De huidige abdij ligt temidden van de wijngaarden. De zusters leven dan ook van de wijnbouw. Daarnaast werken ze in de pottenbakkerij, een restauratie-atelier van kerkelijke archivalia en een goudsmederij.
Hildegard van Bingen is een opmerkelijke persoon.

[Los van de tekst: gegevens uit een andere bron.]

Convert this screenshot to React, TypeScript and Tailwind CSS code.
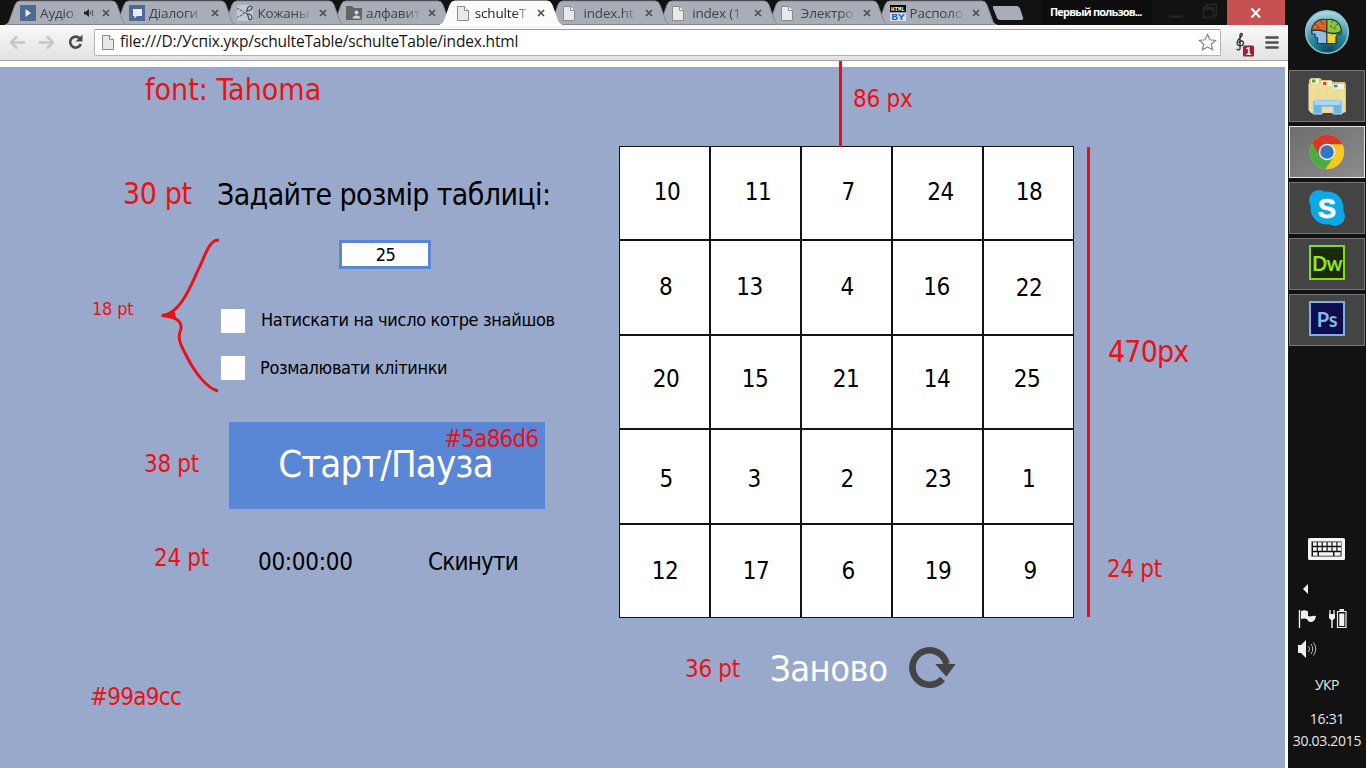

In 2012 bij de opening van de synode over de nieuwe evangelisatie kreeg ze van paus Benedictus XVI de titel kerklerares. Hij noemde haar een belangrijke vrouw uit de 12e eeuw die een kostbare bijdrage leverde aan de groei van de kerk van haar tijd. Ze was scherpzinnig, diep gevoelig en spiritueel. De Heer begiftigde haar met een profetische geest en een hartstochtelijk vermogen de tekenen van de tijd te verstaan. Ze koesterde een uitgesproken liefde voor de schepping en beoefende de geneeskunst, de poëzie en de muziek. Benedictus XVI heeft in zijn catechesereeks over middeleeuwse theologen twee catecheses aan haar gewijd.